■ **SOURCE EXCERPT**
........

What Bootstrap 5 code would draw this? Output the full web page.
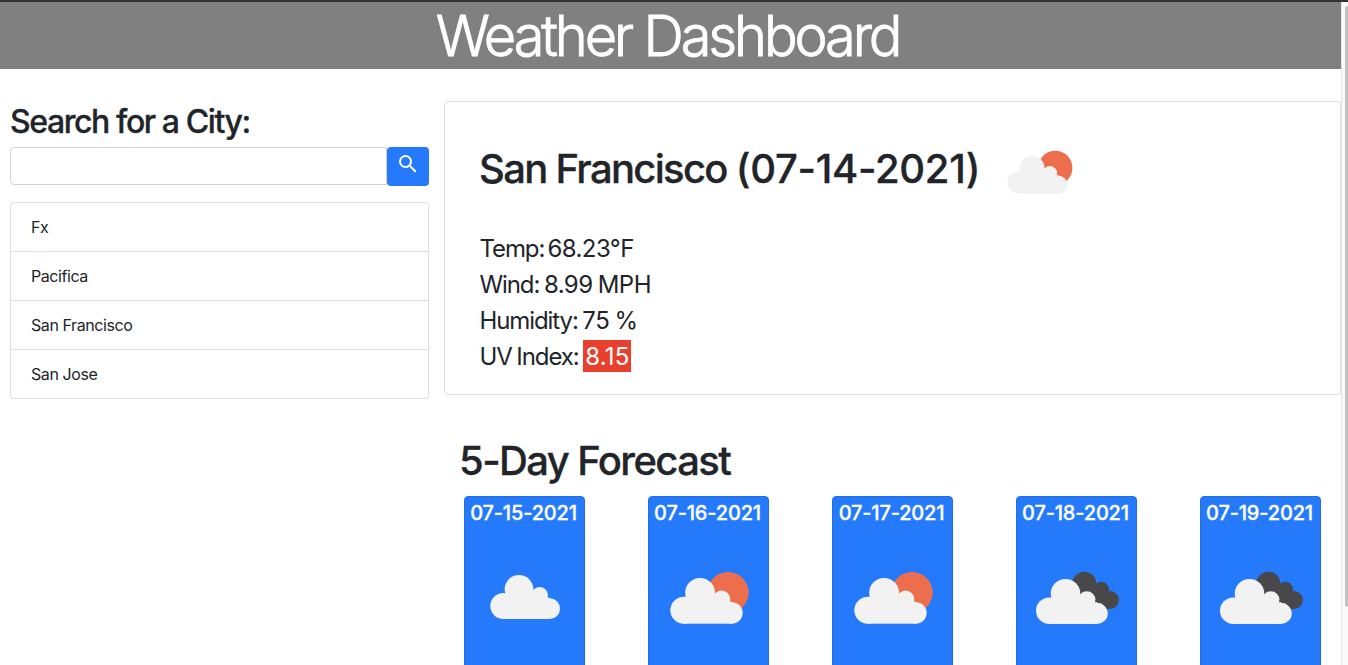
<!DOCTYPE html>
<html lang="en">
<head>
<meta charset="utf-8">
<title>Weather Dashboard</title>
<link href="https://cdn.jsdelivr.net/npm/bootstrap@5.3.0/dist/css/bootstrap.min.css" rel="stylesheet">
<style>
body { font-family: Inter, "Liberation Sans", sans-serif; color: #212529; background: #fff; }
.window { height: 665px; border-top: 2px solid #323234; }
.page { width: 1341px; }
.track { width: 7px; background: #fafafa; border-left: 1px solid #e6e6e6; padding-top: 4px; }
.thumb { height: 601px; margin-left: 3px; background: #c1c1c1; border-radius: 4px 0 0 4px; }
.title-bar { height: 67px; background: #808080; color: #fff; }
.title-bar h1 { font-size: 56px; font-weight: 300; line-height: 69px; letter-spacing: -3.15px; padding-right: 6px; -webkit-text-stroke: .9px #fff; }
.side { width: 419px; margin: 32px 15px 0 10px; }
.side h2 { font-size: 32px; font-weight: 500; line-height: 38px; letter-spacing: -1.42px; padding-top: 2px; margin: 0 0 6px; -webkit-text-stroke: .3px; }
.side .form-control { height: 38px; border-color: #ced4da; border-radius: 4px 0 0 4px; }
.search-btn { width: 42px; height: 39px; background: #247afb; border-radius: 4px; padding: 5px 0 0 9px; border: 0; }
.side .list-group { margin-top: 16px; --bs-list-group-border-radius: 4px; --bs-list-group-border-color: #dfdfdf; }
.side .list-group-item { padding: 12px 20px; line-height: 24px; font-size: 16px; letter-spacing: -.42px; color: #212529; }
.results { margin-top: 32px; }
.today { height: 294px; border: 1px solid #dfdfdf; border-radius: 4px; padding: 28px 34px; }
.today h2, .outlook { font-size: 40px; font-weight: 500; line-height: 48px; letter-spacing: -1.7px; -webkit-text-stroke: .3px; }
.today h2 .date { letter-spacing: -.3px; }
.outlook { letter-spacing: -1.6px; }
.today .head { height: 77px; }
.today .head svg { width: 83px; height: 83px; margin: 5px 0 0 18px; }
.today p { font-size: 24px; line-height: 36px; letter-spacing: -1.1px; margin: 0 0 0 .5px; word-spacing: -1px; }
.today p span { letter-spacing: -.55px; }
.today p .uv { background: #e8402c; color: #fff; padding: 2px 1.5px 1px 2px; letter-spacing: .2px; }
.today p .temp { margin-left: -1.5px; }
.outlook { margin: 42px 0 11px 15px; }
.days { margin-left: 20px; gap: 63px; }
.day { width: 121px; height: 260px; background: #247afb; border: 1px solid #2270e6; border-radius: 4px; color: #fff; }
.day h5 { font-size: 20px; font-weight: 500; line-height: 24px; letter-spacing: -.18px; margin: 4px 0 22px -2px; white-space: nowrap; -webkit-text-stroke: .3px #fff; }
.day svg { width: 100px; height: 100px; }
</style>
</head>
<body class="overflow-hidden">
<svg width="0" height="0" class="position-absolute">
  <defs>
    <g id="puff">
      <circle cx="39" cy="93" r="39"/><circle cx="86" cy="43" r="43"/><circle cx="148" cy="61" r="25"/><circle cx="178" cy="101" r="31"/>
      <rect x="39" y="68" width="139" height="64"/><rect x="60" y="50" width="88" height="50"/>
    </g>
    <symbol id="cloud" viewBox="0 0 300 300"><use href="#puff" x="46" y="84" fill="#f2f2f2"/></symbol>
    <symbol id="suncloud" viewBox="0 0 300 300"><circle cx="207" cy="137" r="62" fill="#ec6e4c"/><use href="#puff" transform="translate(34 93) scale(1.038)" fill="#f2f2f2"/></symbol>
    <symbol id="darkcloud" viewBox="0 0 300 300">
      <g fill="#48484a"><circle cx="172" cy="110" r="36"/><circle cx="223" cy="127" r="23"/><circle cx="249" cy="159" r="27"/><path d="M172 110L223 127L249 140V186H200Z"/></g>
      <use href="#puff" transform="translate(27 96) scale(1.03 1.022)" fill="#f2f2f2"/>
    </symbol>
  </defs>
</svg>
<div class="window d-flex overflow-hidden">
  <div class="page flex-shrink-0">
    <header class="title-bar text-center"><h1 class="m-0">Weather Dashboard</h1></header>
    <div class="d-flex align-items-start">
      <aside class="side flex-shrink-0">
        <h2>Search for a City:</h2>
        <form class="d-flex">
          <input type="text" class="form-control" aria-label="City">
          <button type="button" class="search-btn flex-shrink-0 d-flex" aria-label="Search"><svg width="24" height="24" viewBox="0 0 24 24" fill="#fff"><path d="M15.5 14h-.79l-.28-.27A6.471 6.471 0 0 0 16 9.5 6.5 6.5 0 1 0 9.5 16c1.61 0 3.09-.59 4.23-1.57l.27.28v.79l5 4.99L20.49 19l-4.99-5zm-6 0C7.01 14 5 11.99 5 9.5S7.01 5 9.5 5 14 7.01 14 9.5 11.99 14 9.5 14z"/></svg></button>
        </form>
        <ul class="list-group">
          <li class="list-group-item">Fx</li>
          <li class="list-group-item">Pacifica</li>
          <li class="list-group-item">San Francisco</li>
          <li class="list-group-item">San Jose</li>
        </ul>
      </aside>
      <main class="results flex-grow-1">
        <section class="today">
          <div class="head d-flex align-items-center"><h2 class="m-0">San Francisco <span class="date">(07-14-2021)</span></h2><svg><use href="#suncloud"/></svg></div>
          <div class="pt-4">
            <p>Temp: <span class="temp">68.23°F</span></p>
            <p>Wind: <span>8.99 MPH</span></p>
            <p>Humidity: <span>75 %</span></p>
            <p>UV Index: <span class="uv">8.15</span></p>
          </div>
        </section>
        <h2 class="outlook">5-Day Forecast</h2>
        <div class="days d-flex">
          <div class="day flex-shrink-0 text-center"><h5>07-15-2021</h5><svg><use href="#cloud"/></svg></div>
          <div class="day flex-shrink-0 text-center"><h5>07-16-2021</h5><svg><use href="#suncloud"/></svg></div>
          <div class="day flex-shrink-0 text-center"><h5>07-17-2021</h5><svg><use href="#suncloud"/></svg></div>
          <div class="day flex-shrink-0 text-center"><h5>07-18-2021</h5><svg><use href="#darkcloud"/></svg></div>
          <div class="day flex-shrink-0 text-center"><h5>07-19-2021</h5><svg><use href="#darkcloud"/></svg></div>
        </div>
      </main>
    </div>
  </div>
  <div class="track flex-shrink-0"><div class="thumb"></div></div>
</div>
<script src="https://cdn.jsdelivr.net/npm/bootstrap@5.3.0/dist/js/bootstrap.bundle.min.js"></script>
</body>
</html>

........

■ **PROBLEM DETAILS**
Transcribe the whole listing exactly. Pictures stay out of your copy.

■ **ANSWER FOR THIS EXERCISE**
What Bootstrap 5 code would draw this? Output the full web page.
<!DOCTYPE html>
<html lang="en">
<head>
<meta charset="utf-8">
<title>Weather Dashboard</title>
<link href="https://cdn.jsdelivr.net/npm/bootstrap@5.3.0/dist/css/bootstrap.min.css" rel="stylesheet">
<style>
body { font-family: Inter, "Liberation Sans", sans-serif; color: #212529; background: #fff; }
.window { height: 665px; border-top: 2px solid #323234; }
.page { width: 1341px; }
.track { width: 7px; background: #fafafa; border-left: 1px solid #e6e6e6; padding-top: 4px; }
.thumb { height: 601px; margin-left: 3px; background: #c1c1c1; border-radius: 4px 0 0 4px; }
.title-bar { height: 67px; background: #808080; color: #fff; }
.title-bar h1 { font-size: 56px; font-weight: 300; line-height: 69px; letter-spacing: -3.15px; padding-right: 6px; -webkit-text-stroke: .9px #fff; }
.side { width: 419px; margin: 32px 15px 0 10px; }
.side h2 { font-size: 32px; font-weight: 500; line-height: 38px; letter-spacing: -1.42px; padding-top: 2px; margin: 0 0 6px; -webkit-text-stroke: .3px; }
.side .form-control { height: 38px; border-color: #ced4da; border-radius: 4px 0 0 4px; }
.search-btn { width: 42px; height: 39px; background: #247afb; border-radius: 4px; padding: 5px 0 0 9px; border: 0; }
.side .list-group { margin-top: 16px; --bs-list-group-border-radius: 4px; --bs-list-group-border-color: #dfdfdf; }
.side .list-group-item { padding: 12px 20px; line-height: 24px; font-size: 16px; letter-spacing: -.42px; color: #212529; }
.results { margin-top: 32px; }
.today { height: 294px; border: 1px solid #dfdfdf; border-radius: 4px; padding: 28px 34px; }
.today h2, .outlook { font-size: 40px; font-weight: 500; line-height: 48px; letter-spacing: -1.7px; -webkit-text-stroke: .3px; }
.today h2 .date { letter-spacing: -.3px; }
.outlook { letter-spacing: -1.6px; }
.today .head { height: 77px; }
.today .head svg { width: 83px; height: 83px; margin: 5px 0 0 18px; }
.today p { font-size: 24px; line-height: 36px; letter-spacing: -1.1px; margin: 0 0 0 .5px; word-spacing: -1px; }
.today p span { letter-spacing: -.55px; }
.today p .uv { background: #e8402c; color: #fff; padding: 2px 1.5px 1px 2px; letter-spacing: .2px; }
.today p .temp { margin-left: -1.5px; }
.outlook { margin: 42px 0 11px 15px; }
.days { margin-left: 20px; gap: 63px; }
.day { width: 121px; height: 260px; background: #247afb; border: 1px solid #2270e6; border-radius: 4px; color: #fff; }
.day h5 { font-size: 20px; font-weight: 500; line-height: 24px; letter-spacing: -.18px; margin: 4px 0 22px -2px; white-space: nowrap; -webkit-text-stroke: .3px #fff; }
.day svg { width: 100px; height: 100px; }
</style>
</head>
<body class="overflow-hidden">
<svg width="0" height="0" class="position-absolute">
  <defs>
    <g id="puff">
      <circle cx="39" cy="93" r="39"/><circle cx="86" cy="43" r="43"/><circle cx="148" cy="61" r="25"/><circle cx="178" cy="101" r="31"/>
      <rect x="39" y="68" width="139" height="64"/><rect x="60" y="50" width="88" height="50"/>
    </g>
    <symbol id="cloud" viewBox="0 0 300 300"><use href="#puff" x="46" y="84" fill="#f2f2f2"/></symbol>
    <symbol id="suncloud" viewBox="0 0 300 300"><circle cx="207" cy="137" r="62" fill="#ec6e4c"/><use href="#puff" transform="translate(34 93) scale(1.038)" fill="#f2f2f2"/></symbol>
    <symbol id="darkcloud" viewBox="0 0 300 300">
      <g fill="#48484a"><circle cx="172" cy="110" r="36"/><circle cx="223" cy="127" r="23"/><circle cx="249" cy="159" r="27"/><path d="M172 110L223 127L249 140V186H200Z"/></g>
      <use href="#puff" transform="translate(27 96) scale(1.03 1.022)" fill="#f2f2f2"/>
    </symbol>
  </defs>
</svg>
<div class="window d-flex overflow-hidden">
  <div class="page flex-shrink-0">
    <header class="title-bar text-center"><h1 class="m-0">Weather Dashboard</h1></header>
    <div class="d-flex align-items-start">
      <aside class="side flex-shrink-0">
        <h2>Search for a City:</h2>
        <form class="d-flex">
          <input type="text" class="form-control" aria-label="City">
          <button type="button" class="search-btn flex-shrink-0 d-flex" aria-label="Search"><svg width="24" height="24" viewBox="0 0 24 24" fill="#fff"><path d="M15.5 14h-.79l-.28-.27A6.471 6.471 0 0 0 16 9.5 6.5 6.5 0 1 0 9.5 16c1.61 0 3.09-.59 4.23-1.57l.27.28v.79l5 4.99L20.49 19l-4.99-5zm-6 0C7.01 14 5 11.99 5 9.5S7.01 5 9.5 5 14 7.01 14 9.5 11.99 14 9.5 14z"/></svg></button>
        </form>
        <ul class="list-group">
          <li class="list-group-item">Fx</li>
          <li class="list-group-item">Pacifica</li>
          <li class="list-group-item">San Francisco</li>
          <li class="list-group-item">San Jose</li>
        </ul>
      </aside>
      <main class="results flex-grow-1">
        <section class="today">
          <div class="head d-flex align-items-center"><h2 class="m-0">San Francisco <span class="date">(07-14-2021)</span></h2><svg><use href="#suncloud"/></svg></div>
          <div class="pt-4">
            <p>Temp: <span class="temp">68.23°F</span></p>
            <p>Wind: <span>8.99 MPH</span></p>
            <p>Humidity: <span>75 %</span></p>
            <p>UV Index: <span class="uv">8.15</span></p>
          </div>
        </section>
        <h2 class="outlook">5-Day Forecast</h2>
        <div class="days d-flex">
          <div class="day flex-shrink-0 text-center"><h5>07-15-2021</h5><svg><use href="#cloud"/></svg></div>
          <div class="day flex-shrink-0 text-center"><h5>07-16-2021</h5><svg><use href="#suncloud"/></svg></div>
          <div class="day flex-shrink-0 text-center"><h5>07-17-2021</h5><svg><use href="#suncloud"/></svg></div>
          <div class="day flex-shrink-0 text-center"><h5>07-18-2021</h5><svg><use href="#darkcloud"/></svg></div>
          <div class="day flex-shrink-0 text-center"><h5>07-19-2021</h5><svg><use href="#darkcloud"/></svg></div>
        </div>
      </main>
    </div>
  </div>
  <div class="track flex-shrink-0"><div class="thumb"></div></div>
</div>
<script src="https://cdn.jsdelivr.net/npm/bootstrap@5.3.0/dist/js/bootstrap.bundle.min.js"></script>
</body>
</html>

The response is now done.